One thing worth knowing about three-prong adapters: they fit over a two-prong outlet and accept a three-prong plug, but there's no ground connection being made. The device on the other end is still ungrounded. The adapter creates the physical fit, not the electrical protection. A lot of homeowners don't realize that distinction.
Other things that come up in homes with grounding problems: a faint tingling sensation when touching an appliance or a metal faucet near an outlet, lights that flicker without an obvious reason on a circuit that otherwise works, and breakers that trip under normal loads. Any one of those on its own could be something else. Two or more together and grounding is worth putting at the top of the list to check.
Parts of the German Settlement area carry some of the oldest residential wiring in Washington County. A number of these homes have never had a full electrical update and some still have knob and tube wiring original to the structure. Knob and tube has no ground conductor at all, which means the grounding system doesn't just need upgrading, it needs to be built from scratch. That's a bigger job than patching a missing ground on one circuit, and it changes the scope of the estimate.
Professional Ground Wire Installation
The installation itself runs a copper ground conductor from each outlet or junction point back to the main panel. At the panel it connects to the grounding system, which ties to a grounding electrode outside the home. That electrode is usually a copper-clad rod driven into the earth, or in some cases a connection to the metal water service pipe entering the building.
Metal conduit changes the picture somewhat. When circuits are run through continuous metal conduit that's properly bonded at the panel, the conduit itself can serve as the ground path. Confirming that the connections are intact and the bonding is solid is sometimes all the job requires. Non-metallic cable run without a ground wire is a different situation and requires pulling new cable or using an approved alternative.
GFCI outlets are worth understanding here. The NEC allows them as a substitute for a ground wire at individual outlet locations in certain circumstances. A GFCI monitors the current flowing out versus the current returning and trips when those two numbers don't match, which is how it catches a fault even without a physical ground. It has to be labeled as an ungrounded outlet, but it satisfies code and it does provide real shock protection. Whether that approach makes sense or whether running actual ground wire is the better call depends on the age of the wiring, the scope of the job, and what the homeowner is trying to accomplish.
Older properties in Southside Brenham built or added onto between the 1940s and 1970s often have a patchwork of wiring from different eras. Some circuits are grounded, others aren't, and they're not always easy to tell apart without testing. Part of what a professional installation covers is mapping which circuits have a ground path and which don't before any work starts, so there are no surprises mid-job.
Local Electrical Codes and Safety Standards in Brenham, TX
Texas follows the National Electrical Code with state-level amendments. The City of Brenham enforces these standards through the permitting and inspection process. Ground wire installation on existing circuits is subject to permit and inspection when the work involves modifying or extending a circuit, which most grounding upgrades do.

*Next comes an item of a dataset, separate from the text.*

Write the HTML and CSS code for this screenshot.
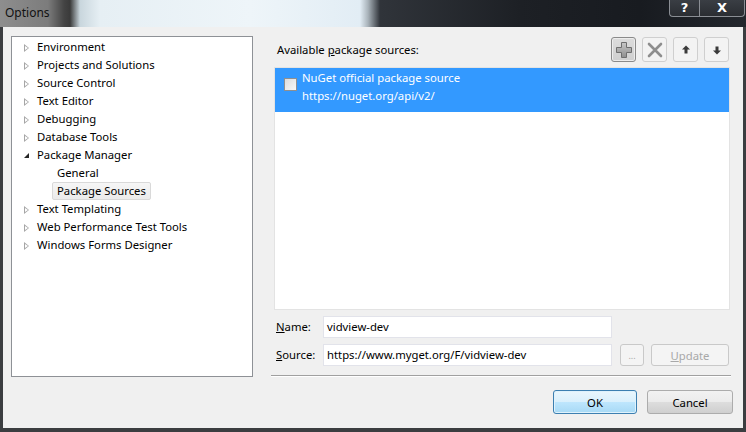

Permits come up in real estate. Unpermitted electrical work gets flagged during buyer inspections, and lenders sometimes won't close until documented corrections are made. Insurance claims related to electrical failures have been denied on the basis of unpermitted work. None of that is worth dealing with. Getting the paperwork right alongside the physical work is part of doing the job correctly.
For existing homes the code trigger for grounding upgrades is circuit modification or extension. Simply swapping a light fixture doesn't require a full grounding upgrade. Running new wire or adding new outlets does. Homeowners often ask where that line is before a project starts, and it's a fair question to ask up front.
Properties outside the Brenham city limits fall under county or state inspection jurisdiction rather than the city, but the NEC standards are the same either way. A home in Blue Bell Estates and a rural property five miles outside town are held to the same electrical requirements. The inspector may be different. The code isn't.